If a cold object can barely hold any heat, does it still change size when its temperature fluctuates? Once again, the Third Law provides a clear and elegant answer: no. The coefficient of thermal expansion, $\alpha$, which measures how much a material's volume changes with temperature, must also fall to zero as $T \to 0$. An object near absolute zero has settled into its quantum ground state, a state of minimum energy and, with it, a stable and well-defined volume. A tiny flicker of heat is no longer enough to make its atoms jiggle further apart.

One way to see this is through the Grüneisen relation, which connects thermal expansion directly to heat capacity. But an even more profound insight comes from the mathematical architecture of thermodynamics itself. A Maxwell relation, born from the simple fact that the order of differentiation shouldn't matter, provides a surprising bridge:

The term on the left is the essence of thermal expansion. The term on the right measures how much a system's entropy changes when you squeeze it at a constant temperature. The Third Law, in one of its most powerful formulations (the Nernst postulate), states that as $T \to 0$, the entropy becomes independent of any other parameter, including pressure. Thus, $(\frac{\partial S}{\partial P})_T$ must be zero. It immediately follows, with the force of irrefutable logic, that thermal expansion must also vanish. Here we see the beauty of the thermodynamic framework: a statement about entropy directly implies a concrete, mechanical property of all materials.

The Third Law's influence extends beyond the properties of a single substance to the very map of how different phases of matter relate to one another. On a pressure-temperature (P-T) diagram, the lines separating different phases—for instance, two different solid crystal structures—are governed by the ​​Clapeyron equation​​:

The slope of the phase boundary is simply the ratio of the entropy change to the volume change during the transition. The Third Law dictates that for any transition between two stable, crystalline phases, the entropy change $\Delta S_m$ must approach zero as $T \to 0$. So long as the two crystal structures have different molar volumes ($\Delta V_m \neq 0$), the slope of their coexistence curve must become perfectly flat. This means that near absolute zero, pressure, not temperature, becomes the dominant variable for switching between phases; the phase boundaries all arrive at the temperature axis horizontally.

This principle finds one of its most dramatic applications in the world of superconductivity. The transition from a normal metal to a superconductor can be triggered by changing the temperature and the applied magnetic field. The phase boundary on a magnetic field-temperature (H-T) diagram is, in a thermodynamic sense, just like any other.

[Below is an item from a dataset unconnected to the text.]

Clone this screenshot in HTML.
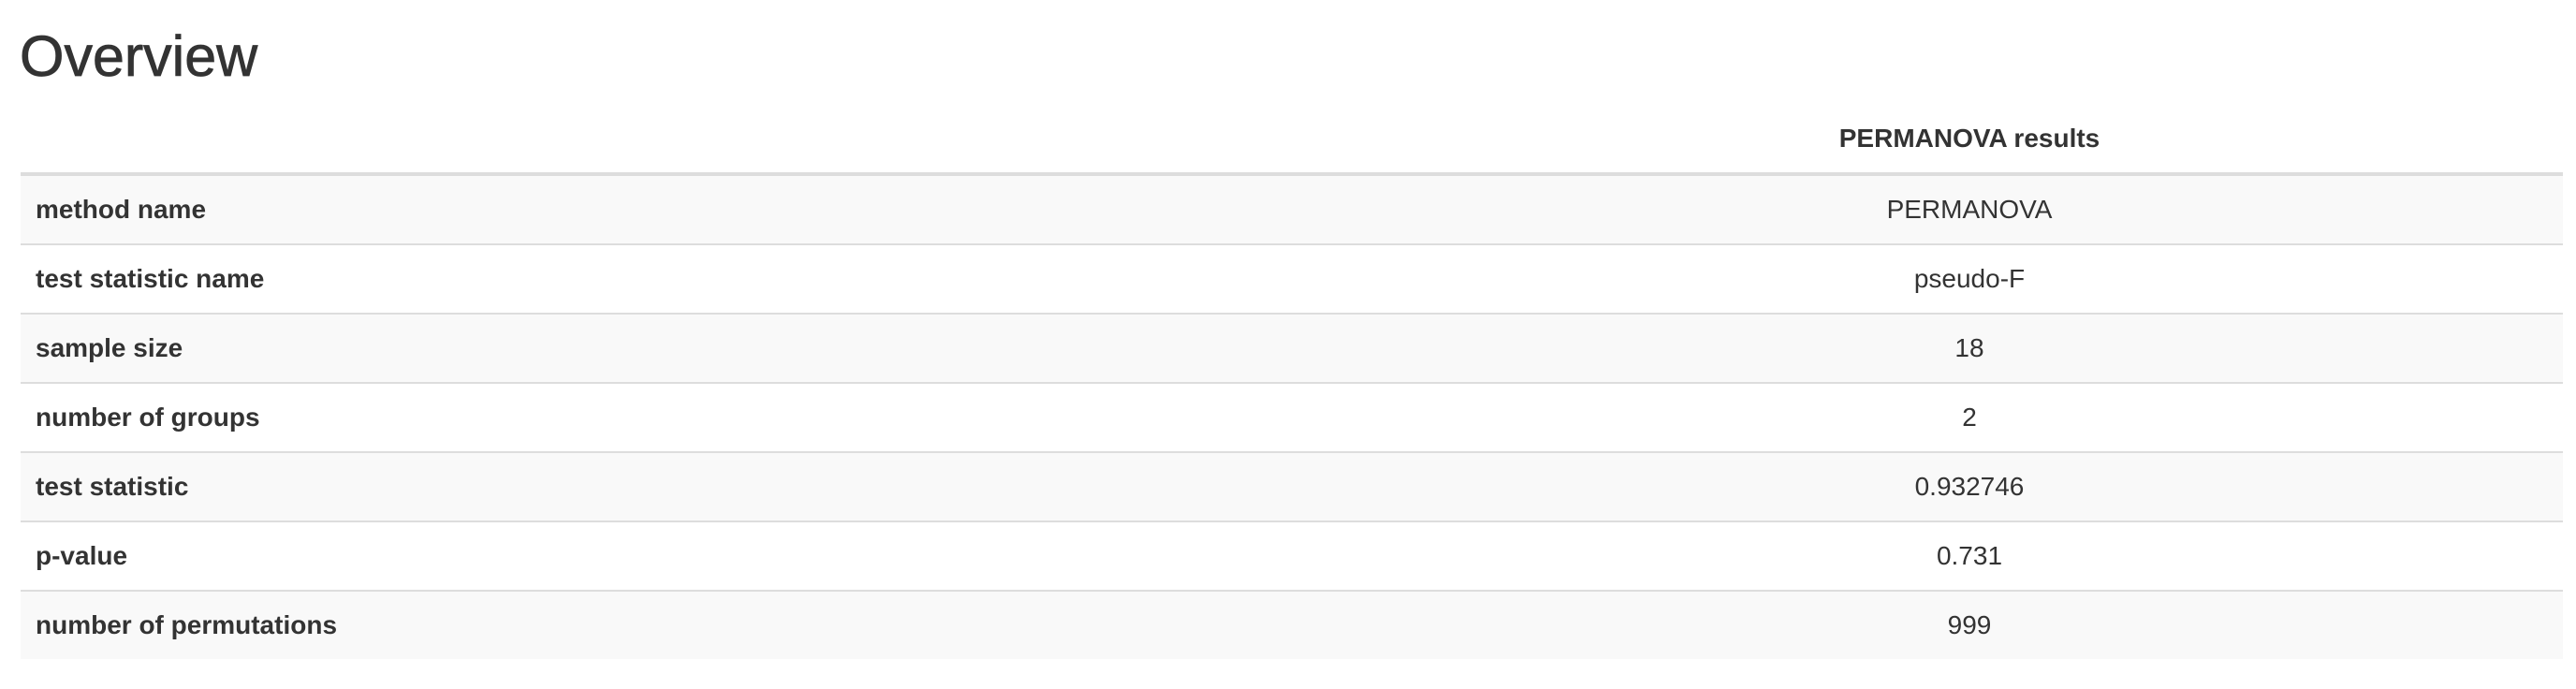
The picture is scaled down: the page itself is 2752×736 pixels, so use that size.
<!DOCTYPE html>
<html><head><meta charset="utf-8"><style>
html,body{margin:0;padding:0;background:#fff;width:2752px;height:736px;overflow:hidden}
body{font-family:"Liberation Sans",Helvetica,Arial,sans-serif;color:#333;font-size:28px;line-height:40px}
h2{font-size:61px;line-height:66px;font-weight:500;margin:0;position:absolute;left:21px;top:27px;-webkit-text-stroke:0.8px #333}
table{position:absolute;left:22px;top:112px;width:2716px;border-collapse:collapse;border-spacing:0}
th,td{padding:16px;line-height:40px;vertical-align:top}
thead th{border-bottom:4px solid #ddd;text-align:center;font-weight:bold}
tbody td{border-top:2px solid #ddd}
tbody tr:first-child td{border-top:0}
tbody tr:nth-child(odd){background:#f9f9f9}
tbody td:first-child{font-weight:bold;text-align:left;width:1416px}
tbody td:last-child{text-align:center}
</style></head><body>
<h2>Overview</h2>
<table>
<thead><tr><th></th><th>PERMANOVA results</th></tr></thead>
<tbody>
<tr><td>method name</td><td>PERMANOVA</td></tr>
<tr><td>test statistic name</td><td>pseudo-F</td></tr>
<tr><td>sample size</td><td>18</td></tr>
<tr><td>number of groups</td><td>2</td></tr>
<tr><td>test statistic</td><td>0.932746</td></tr>
<tr><td>p-value</td><td>0.731</td></tr>
<tr><td>number of permutations</td><td>999</td></tr>
</tbody>
</table>
</body></html>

Therefore, the Third Law demands that the slope of this critical field curve, $\frac{dH_c}{dT}$, must also be zero at $T=0$. This isn't just a theoretical curiosity; it's a hard experimental fact, a stunning confirmation that the laws of thermodynamics hold sway even over the most exotic quantum phenomena.

Perhaps the most remarkable aspect of the Third Law is its unifying power across seemingly disconnected fields of physics. Consider the rich world of phenomena where thermal, electrical, and magnetic properties are intertwined.

• ​​Pyroelectricity and Pyromagnetism:​​ Certain crystals exhibit a pyroelectric effect, where a change in temperature induces an electric polarization. The strength of this effect is measured by the pyroelectric coefficient, $p = (\frac{\partial P}{\partial T})_E$. Using another Maxwell relation, this can be shown to be identical to $(\frac{\partial S}{\partial E})_T$, which measures how entropy changes with an electric field. The Third Law demands that entropy become insensitive to external fields at absolute zero, so the pyroelectric coefficient must vanish. The same logic applies perfectly to the magnetic analogue, the pyromagnetic coefficient, which measures the change in magnetization with temperature. It, too, must go to zero. The principle is identical, revealing a deep symmetry between the electric and magnetic behavior of matter in the cold.

• ​​Thermoelectricity:​​ Anyone who has used a portable cooler that plugs into a car's cigarette lighter has used a thermoelectric, or Peltier, device. It pumps heat by passing an electric current through a junction of two different materials. The effectiveness of this process is governed by the Peltier coefficient, $\Pi$, which is defined as $\Pi = T \frac{\Delta S}{q}$, where $\Delta S$ is the entropy change of a charge carrier crossing the junction. As $T \to 0$, the Third Law insists that the entropy change $\Delta S$ must go to zero. Consequently, the Peltier coefficient itself must vanish. This means any attempt to build a refrigerator to reach absolute zero using the Peltier effect is doomed. The device's own power to cool fades away precisely as it approaches its target.

From the simple cooling of a block of metal to the phase boundary of a superconductor and the function of a thermoelectric device, the Third Law is the silent conductor of the low-temperature orchestra. It shows us that beneath the magnificent diversity of physical phenomena, there lies a simple, profound, and unifying set of rules. The universe, in its coldest state, is a place of profound quiet and order, and the Third Law is its ultimate decree of stillness.